Monday, August 21, 2017

Dragnet, according to Spike Jones.

Spike Jones and His City Slickers perform their own special version of Dragnet in 1953.

Tuesday, August 15, 2017

The Second Woman (1950).

In The Second Woman, a visiting Betsy Drake begins to suspect that more lies behind the strange accidents happening to architect Robert Young, but others believe he is unbalanced.

Monday, August 14, 2017

Leslie Charteris, Hindenburg passenger.

Mystery authors can show up in remarkable places, and Saint creator Leslie Charteris is no exception.

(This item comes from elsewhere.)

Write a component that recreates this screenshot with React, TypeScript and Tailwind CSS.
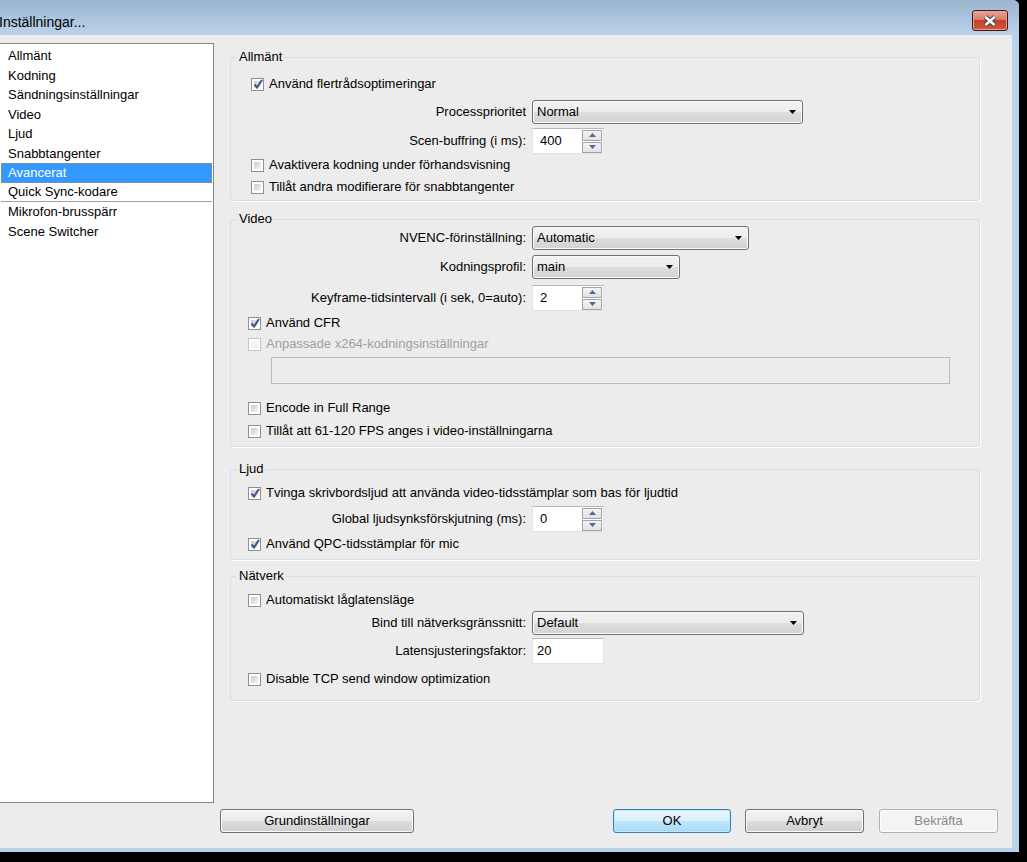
import type { ReactNode } from 'react';

const listItems = [
  'Allmänt',
  'Kodning',
  'Sändningsinställningar',
  'Video',
  'Ljud',
  'Snabbtangenter',
  'Avancerat',
  'Quick Sync-kodare',
  'Mikrofon-brusspärr',
  'Scene Switcher',
];

function CheckBox({ checked = false, disabled = false }: { checked?: boolean; disabled?: boolean }) {
  return (
    <span
      className={`relative w-[13px] h-[13px] shrink-0 border bg-white p-[2px] flex ${
        disabled ? 'border-[#c5c5c5]' : 'border-[#8e8f8f]'
      }`}
    >
      <span
        className={`flex-1 ${
          disabled
            ? 'bg-[#f4f4f4]'
            : 'bg-gradient-to-br from-[#cbcbcb] to-[#f6f6f6]'
        }`}
      />
      {checked && (
        <svg className="absolute -left-[1px] -top-[2px] w-[14px] h-[14px]" viewBox="0 0 14 14">
          <path d="M3.5 7.5 L6 10.5 L11 3" fill="none" stroke="#42588a" strokeWidth={2.2} />
        </svg>
      )}
    </span>
  );
}

function CheckRow({
  label,
  checked,
  disabled,
  className,
}: {
  label: string;
  checked?: boolean;
  disabled?: boolean;
  className: string;
}) {
  return (
    <div className={`flex items-center h-[20px] ${className}`}>
      <CheckBox checked={checked} disabled={disabled} />
      <span className={`ml-[5px] whitespace-nowrap ${disabled ? 'text-[#a0a0a0]' : ''}`}>{label}</span>
    </div>
  );
}

function LabelRow({ label, className, children }: { label: string; className: string; children: ReactNode }) {
  return (
    <div className={`flex items-center ${className}`}>
      <span className="w-[295px] shrink-0 text-right whitespace-nowrap">{label}</span>
      {children}
    </div>
  );
}

function Arrow() {
  return (
    <svg className="w-[7px] h-[4px] shrink-0" viewBox="0 0 7 4">
      <path d="M0 0h7l-3.5 4z" fill="#000" />
    </svg>
  );
}

function Combo({ value, className }: { value: string; className: string }) {
  return (
    <div
      className={`ml-[6px] h-[24px] rounded-[3px] border border-[#707070] bg-[linear-gradient(#f3f3f3,#ececec_50%,#dedede_50%,#d2d2d2)] shadow-[inset_0_0_0_1px_#fbfbfb] flex items-center pl-[4px] pr-[6px] ${className}`}
    >
      <span className="flex-1">{value}</span>
      <Arrow />
    </div>
  );
}

function SpinButton({ up }: { up?: boolean }) {
  return (
    <span className="h-[11px] w-[20px] border border-[#a3a3a3] bg-gradient-to-b from-[#f4f4f4] to-[#e2e2e2] flex items-center justify-center">
      <svg className="w-[7px] h-[4px]" viewBox="0 0 7 4">
        <path d={up ? 'M0 4h7L3.5 0z' : 'M0 0h7L3.5 4z'} fill="#4b6a9b" />
      </svg>
    </span>
  );
}

function Spin({ value }: { value: string }) {
  return (
    <div className="ml-[6px] w-[72px] h-[26px] bg-white border border-[#dfe3e8] border-t-[#b5b8be] flex items-center pl-[7px] pr-[1px]">
      <span className="flex-1">{value}</span>
      <div className="flex flex-col gap-[1px]">
        <SpinButton up />
        <SpinButton />
      </div>
    </div>
  );
}

function Group({ title, className, children }: { title: string; className: string; children: ReactNode }) {
  return (
    <fieldset
      className={`w-[750px] border border-[#d5dfe5] rounded-[3px] shadow-[1px_1px_0_#ffffff] flex flex-col ${className}`}
    >
      <legend className="ml-[6px] px-[2px] leading-[14px]">{title}</legend>
      {children}
    </fieldset>
  );
}

function Button({
  children,
  variant = 'normal',
  className,
}: {
  children: ReactNode;
  variant?: 'normal' | 'default' | 'disabled';
  className: string;
}) {
  const look =
    variant === 'default'
      ? 'border-[#3c7fb1] bg-[linear-gradient(#eaf6fd,#d9f0fc_50%,#bee6fd_50%,#a7d9f5)] shadow-[inset_0_0_0_1px_#bfe9fb]'
      : variant === 'disabled'
        ? 'border-[#adb2b5] bg-[#f4f4f4] text-[#8a8a8a] shadow-[inset_0_0_0_1px_#fcfcfc]'
        : 'border-[#707070] bg-[linear-gradient(#f2f2f2,#ebebeb_50%,#dddddd_50%,#cfcfcf)] shadow-[inset_0_0_0_1px_#fcfcfc]';
  return (
    <div className={`h-[24px] rounded-[3px] border flex items-center justify-center ${look} ${className}`}>
      {children}
    </div>
  );
}

export default function App() {
  return (
    <div className="w-[1027px] h-[862px] bg-black overflow-hidden font-['Liberation_Sans',Arial,sans-serif] text-[13px] text-black">
      <div className="w-[1019px] h-[852px] bg-[#b9d1ea] rounded-tr-[6px] flex flex-col">
        {/* Title bar */}
        <div className="h-[35px] shrink-0 flex items-start rounded-tr-[6px] bg-gradient-to-b from-[#9bb5d0] to-[#bbd3ea]">
          <span className="mt-[14px] text-[14px] leading-[16px] -ml-[1px]">Inställningar...</span>
          <div className="ml-auto mr-[11px] mt-[10px] w-[36px] h-[21px] rounded-[3px] border border-[#4a1519] bg-[linear-gradient(#eaa89b,#d97a66_45%,#c4412b_50%,#cf5a42)] shadow-[inset_0_0_0_1px_#e8a090] flex items-center justify-center">
            <svg className="w-[16px] h-[12px]" viewBox="0 0 16 12">
              <path d="M3.5 2 L12.5 10 M12.5 2 L3.5 10" stroke="#3a3a3a" strokeWidth={4.6} />
              <path d="M3.5 2 L12.5 10 M12.5 2 L3.5 10" stroke="#ffffff" strokeWidth={2.6} />
            </svg>
          </div>
        </div>

        {/* Client area */}
        <div className="w-[1012px] h-[813px] bg-[#ececec] flex flex-col">
          <div className="flex pt-[8px]">
            {/* Category list */}
            <div className="w-[214px] h-[760px] shrink-0 bg-white border-y border-r border-[#828790] pt-[2px] pl-[1px] pr-[1px]">
              {listItems.map((item) => {
                const selected = item === 'Avancerat';
                const separated = item === 'Quick Sync-kodare';
                return (
                  <div
                    key={item}
                    className={`h-[19.5px] flex items-center leading-none ${
                      selected
                        ? 'bg-[#3399ff] text-white border border-dotted border-[#c2834a] pl-[6px]'
                        : 'pl-[7px]'
                    } ${separated ? 'border-b border-[#a0a0a0]' : ''}`}
                  >
                    {item}
                  </div>
                );
              })}
            </div>

            {/* Settings */}
            <div className="ml-[16px] pt-[7px] flex flex-col">
              <Group title="Allmänt" className="h-[151px]">
                <CheckRow className="mt-[10px] pl-[20px]" label="Använd flertrådsoptimeringar" checked />
                <LabelRow className="mt-[6px] h-[24px]" label="Processprioritet">
                  <Combo value="Normal" className="w-[271px]" />
                </LabelRow>
                <LabelRow className="mt-[4px] h-[26px]" label="Scen-buffring (i ms):">
                  <Spin value="400" />
                </LabelRow>
                <CheckRow className="mt-[1px] pl-[20px]" label="Avaktivera kodning under förhandsvisning" />
                <CheckRow className="mt-[2px] pl-[20px]" label="Tillåt andra modifierare för snabbtangenter" />
              </Group>

              <Group title="Video" className="mt-[11px] h-[235px]">
                <LabelRow className="mt-[0px] h-[24px]" label="NVENC-förinställning:">
                  <Combo value="Automatic" className="w-[217px]" />
                </LabelRow>
                <LabelRow className="mt-[5px] h-[24px]" label="Kodningsprofil:">
                  <Combo value="main" className="w-[148px]" />
                </LabelRow>
                <LabelRow className="mt-[6px] h-[26px]" label="Keyframe-tidsintervall (i sek, 0=auto):">
                  <Spin value="2" />
                </LabelRow>
                <CheckRow className="mt-[2px] pl-[17px]" label="Använd CFR" checked />
                <CheckRow className="mt-[1px] pl-[17px]" label="Anpassade x264-kodningsinställningar" disabled />
                <div className="mt-[3px] ml-[40px] w-[679px] h-[27px] border border-[#b8bcc0] bg-[#ededed]" />
                <CheckRow className="mt-[14px] pl-[17px]" label="Encode in Full Range" />
                <CheckRow className="mt-[3px] pl-[17px]" label="Tillåt att 61-120 FPS anges i video-inställningarna" />
              </Group>

              <Group title="Ljud" className="mt-[15px] h-[98px]">
                <CheckRow
                  className="mt-[7px] pl-[17px]"
                  label="Tvinga skrivbordsljud att använda video-tidsstämplar som bas för ljudtid"
                  checked
                />
                <LabelRow className="mt-[3px] h-[26px]" label="Global ljudsynksförskjutning (ms):">
                  <Spin value="0" />
                </LabelRow>
                <CheckRow className="mt-[2px] pl-[17px]" label="Använd QPC-tidsstämplar för mic" checked />
              </Group>

              <Group title="Nätverk" className="mt-[9px] h-[132px]">
                <CheckRow className="mt-[7px] pl-[17px]" label="Automatiskt låglatensläge" />
                <LabelRow className="mt-[1px] h-[24px]" label="Bind till nätverksgränssnitt:">
                  <Combo value="Default" className="w-[272px]" />
                </LabelRow>
                <LabelRow className="mt-[3px] h-[26px]" label="Latensjusteringsfaktor:">
                  <div className="ml-[6px] w-[72px] h-[26px] bg-white border border-[#dfe3e8] border-t-[#b5b8be] flex items-center pl-[4px]">
                    20
                  </div>
                </LabelRow>
                <CheckRow className="mt-[5px] pl-[17px]" label="Disable TCP send window optimization" />
              </Group>
            </div>
          </div>

          {/* Dialog buttons */}
          <div className="mt-[6px] flex pr-[14px]">
            <Button className="ml-[220px] w-[194px]">Grundinställningar</Button>
            <Button variant="default" className="ml-auto w-[118px]">
              OK
            </Button>
            <Button className="ml-[14px] w-[119px]">Avbryt</Button>
            <Button variant="disabled" className="ml-[15px] w-[119px]">
              Bekräfta
            </Button>
          </div>
        </div>
      </div>
    </div>
  );
}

He was a passenger on the Hindenburg for its maiden voyage in 1936. He talks about the trip in this brief clip (and yes, he did wear a monocle in his youth).

Monday, August 07, 2017

Chesterton declines an invitation in verse.

G. K. Chesterton, 1915.
Library of Congress,
Prints and Photos Div.
The Georgetown Library online exhibition "Written Relics: Autographs from the Talbot Collection" provides a March 1921 humorous turn-down in verse handwritten by G. K. Chesterton to what is thought to be students at Saint Louis University: "That I must miss your wheels of fire / Is not my fault at all." Chesterton was on a 3-month U.S. tour at the time (see his book What I Saw in America, 1922).


Tuesday, August 01, 2017

"Security Risk" (1963).

In this episode for the GE True TV series directed by William Conrad, which also has Jack Webb as narrator and executive producer, an American diplomat in Poland (Charles Aickman) becomes embroiled in espionage.